In a key piece of testimony, he also said there were no restrictions on how customers on the exchange were allowed to use money they borrowed from its collateral pool — and that included his own firm, Alameda. The testimony was intended to counter a key assertion of the prosecution's case, that he wrongfully withdrew money to spend on an array of corporate investments, luxury real estate and political contributions.
He said he funded his political contributions with loans he took from Alameda, in an attempt to counter prosecution assertions that the program was funded with FTX customer funds.
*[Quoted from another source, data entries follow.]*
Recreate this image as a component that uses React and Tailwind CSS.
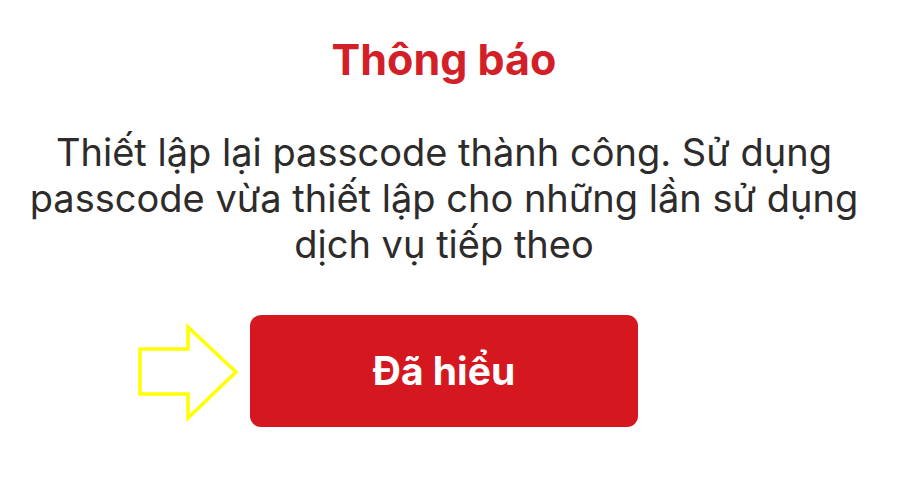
export default function App() {
  return (
    <div className="w-[900px] h-[490px] bg-white">
      <div className="w-[888px] flex flex-col items-center" style={{ fontFamily: 'Inter, "Noto Sans", sans-serif' }}>
        <h1 className="mt-[33px] text-[43px] leading-[52px] font-bold text-[#d31f28]">Thông báo</h1>
        <p className="mt-[44px] text-center text-[38px] leading-[46px] text-[#2e2b2b] whitespace-nowrap">
          Thiết lập lại passcode thành công. Sử dụng
          <br />
          passcode vừa thiết lập cho những lần sử dụng
          <br />
          dịch vụ tiếp theo
        </p>
        <div className="relative mt-[48px]">
          <button className="w-[388px] h-[112px] rounded-[11px] bg-[#d5171f] text-white text-[39px] font-bold">
            Đã hiểu
          </button>
          <svg className="absolute left-[-112px] top-[7px]" width="104" height="100" viewBox="138 322 104 100">
            <polygon points="140,349 188,349 188,327 236,372 188,418 188,394 140,394" fill="none" stroke="#ffff00" strokeWidth="3.5" strokeLinejoin="miter" />
          </svg>
        </div>
      </div>
    </div>
  );
}
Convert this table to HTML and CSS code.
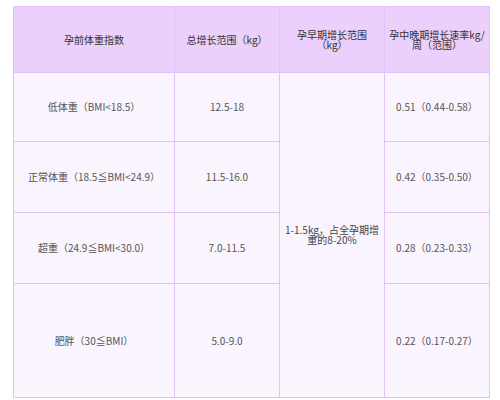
FILE: index.html
```html
<!DOCTYPE html>
<html lang="zh">
<head>
<meta charset="utf-8">
<link rel="stylesheet" href="styles.css">
</head>
<body>
<div class="wrap">
<table class="tbl">
  <colgroup>
    <col class="c1"><col class="c2"><col class="c3"><col class="c4">
  </colgroup>
  <thead>
    <tr class="head">
      <th>孕前体重指数</th>
      <th>总增长范围（kg）</th>
      <th>孕早期增长范围（kg）</th>
      <th class="tight">孕中晚期增长速率kg/周（范围）</th>
    </tr>
  </thead>
  <tbody>
    <tr class="r1">
      <td>低体重（BMI&lt;18.5）</td>
      <td>12.5-18</td>
      <td rowspan="4" class="merged">1-1.5kg，占全孕期增重的8-20%</td>
      <td>0.51（0.44-0.58）</td>
    </tr>
    <tr class="r2">
      <td>正常体重（18.5≦BMI&lt;24.9）</td>
      <td>11.5-16.0</td>
      <td>0.42（0.35-0.50）</td>
    </tr>
    <tr class="r3">
      <td>超重（24.9≦BMI&lt;30.0）</td>
      <td>7.0-11.5</td>
      <td>0.28（0.23-0.33）</td>
    </tr>
    <tr class="r4">
      <td>肥胖（30≦BMI）</td>
      <td>5.0-9.0</td>
      <td>0.22（0.17-0.27）</td>
    </tr>
  </tbody>
</table>
</div>
</body>
</html>
```
FILE: styles.css
```css
html, body {
  margin: 0;
  padding: 0;
  background: #ffffff;
}
.wrap {
  padding: 6px 0 0 13px;
}
.tbl {
  border-collapse: collapse;
  table-layout: fixed;
  width: 477px;
  font-family: "Noto Sans CJK SC", "Noto Sans", sans-serif;
  font-size: 10px;
  color: #555555;
}
.c1 { width: 161px; }
.c2 { width: 105px; }
.c3 { width: 105px; }
.c4 { width: 105px; }
.tbl th,
.tbl td {
  border: 1px solid #e2c2f7;
  text-align: center;
  vertical-align: middle;
  padding: 0 5px;
  line-height: 10px;
}
.tbl th {
  background: #ebd0fc;
  color: #333333;
  font-weight: normal;
}
.tbl th.tight {
  padding: 0 2px;
  word-break: break-all;
}
.tbl td {
  background: #f9f4fe;
}
.head { height: 66px; }
.r1 { height: 69px; }
.r2 { height: 71px; }
.r3 { height: 71px; }
.r4 { height: 114px; }
.merged {
  line-height: 9px;
  color: #444444;
}
```
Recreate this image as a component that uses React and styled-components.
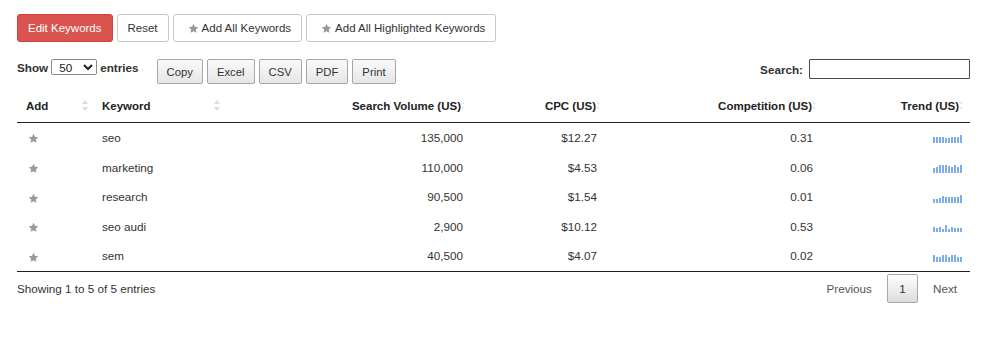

He also sought to undercut a key piece of testimony from a witness against him, who said he monitored Alameda's ballooning negative balance on the FTX exchange on one of the six monitors looming over his desk. Referring to a photo of himself at the desk, Bankman-Fried ran through the windows he kept open on his monitors but said he did not have a "balances page" open and displayed on his screen.
Judge Kaplan opened Friday's session by saying he would largely limit Bankman-Fried's use of a defense strategy called advice of counsel, where he claims innocence because he was following his lawyers' advice. Kaplan said he had failed to provide enough specifics to justify claiming that he relied on legal advice for actions he took that are now the subject of the case.